Em Gaza, no Iémen e noutros locais, os danos causados às infraestruturas hídricas, como poços subterrâneos, estações de tratamento de águas residuais, estações de bombagem ou instalações de dessalinização, deixaram as populações à beira do colapso.
Causas e efeitos da guerra no ambiente
Quase metade dos conflitos internos mundiais das últimas seis décadas foram motivados pela procura de recursos e espaços naturais, seja pelo seu valor comercial (como no caso do ouro e metais preciosos, diamantes, minerais ou petróleo) ou pela sua escassez (água ou terras férteis são exemplos).
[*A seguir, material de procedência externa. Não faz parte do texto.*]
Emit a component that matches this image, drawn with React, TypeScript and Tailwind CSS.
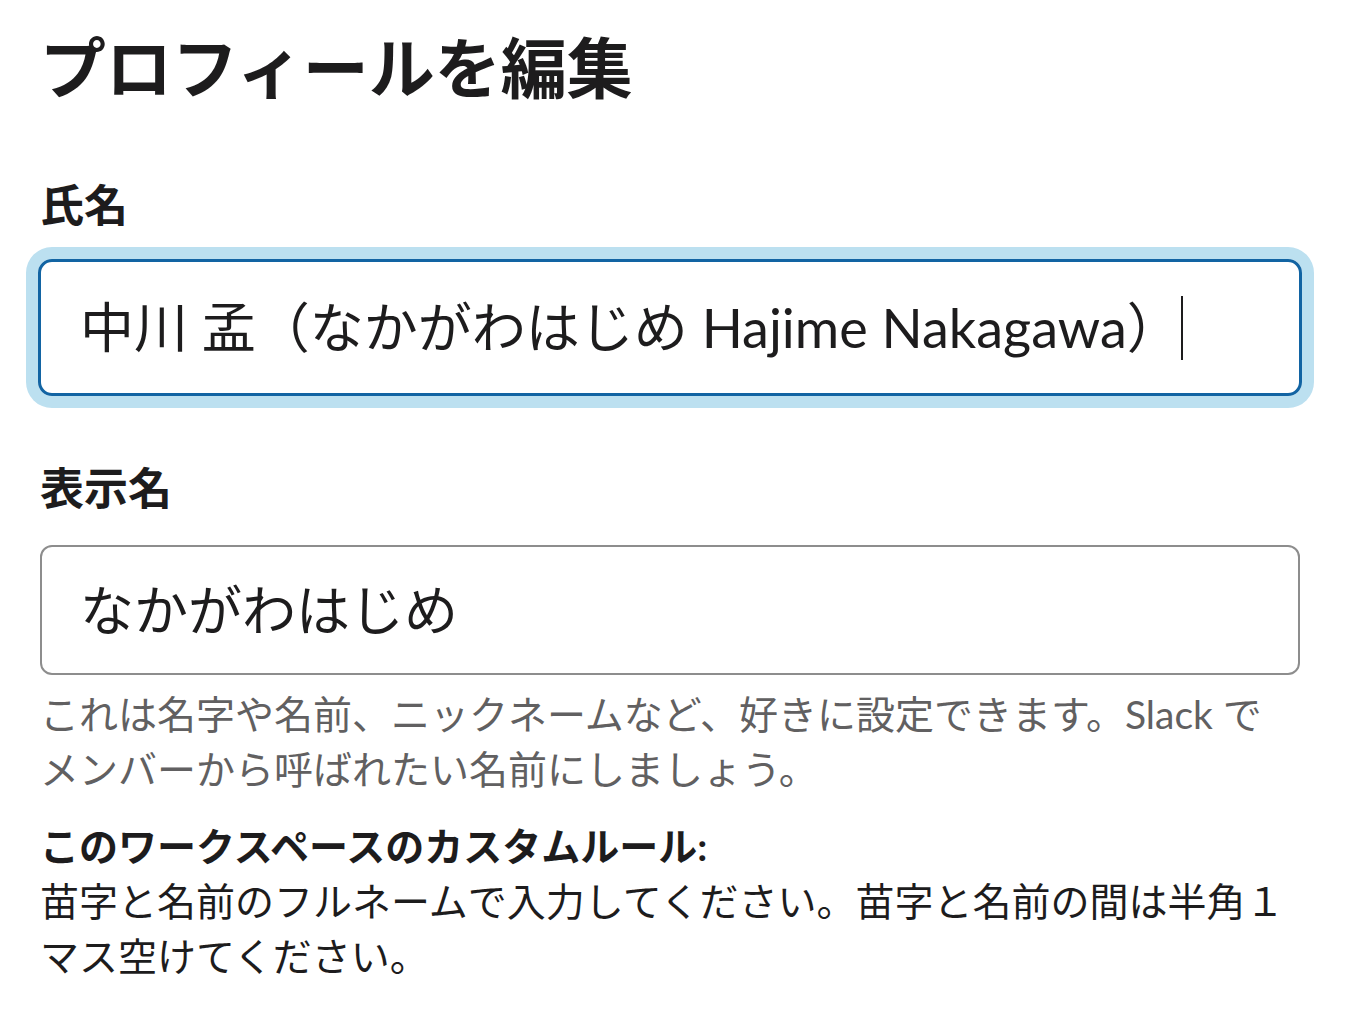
import React from 'react';

const App = () => {
  return (
    <div className="min-h-screen bg-white text-[#1d1c1d] font-[Lato,'Noto_Sans_CJK_JP',sans-serif] pl-[40px] pt-[28px]">
      <div className="w-[1260px]">
        <h1 className="text-[66px] leading-[80px] font-bold">プロフィールを編集</h1>

        <label className="block mt-[69px] text-[44px] leading-[56px] font-bold">氏名</label>
        <div className="mt-[26px] -mx-[2px] h-[137px] flex items-center border-[3px] border-[#1264a3] rounded-[14px] shadow-[0_0_0_12px_#bce0f0] pl-[39px]">
          <span className="text-[54px] whitespace-nowrap">中川 孟（なかがわはじめ Hajime Nakagawa）</span>
          <span className="inline-block w-[2px] h-[64px] bg-[#1d1c1d]" />
        </div>

        <label className="block mt-[64px] text-[44px] leading-[56px] font-bold">表示名</label>
        <div className="mt-[29px] h-[130px] flex items-center border-2 border-[#8d8d8d] rounded-[12px] pl-[38px]">
          <span className="text-[54px] whitespace-nowrap">なかがわはじめ</span>
        </div>

        <p className="mt-[12px] text-[39px] leading-[55px] text-[#616061]">
          これは名字や名前、ニックネームなど、好きに設定できます。Slack で
          <br />
          メンバーから呼ばれたい名前にしましょう。
        </p>

        <div className="mt-[22px] text-[39px] leading-[55px]">
          <p className="font-bold">このワークスペースのカスタムルール:</p>
          <p>
            苗字と名前のフルネームで入力してください。苗字と名前の間は半角１
            <br />
            マス空けてください。
          </p>
        </div>
      </div>
    </div>
  );
};

export default App;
Além disso, a degradação ambiental agrava este tipo de guerras de recursos. De facto, o risco de recaída em conflitos por causa de recursos naturais de subsistência cada vez mais escassos é duas vezes maior do que noutros casos.
Por todas estas razões, em 2001, a Assembleia Geral das Nações Unidas proclamou o dia 6 de novembro como o Dia Internacional para a Prevenção da Exploração do Ambiente na Guerra e nos Conflitos Armados, uma data destinada a proteger o ambiente em situações de conflito.
É essencial que a preservação do ambiente faça parte das estratégias de prevenção de conflitos e de manutenção da paz, pois está provado que a paz nunca será duradoura se os recursos naturais que sustentam os meios de subsistência e os ecossistemas forem destruídos.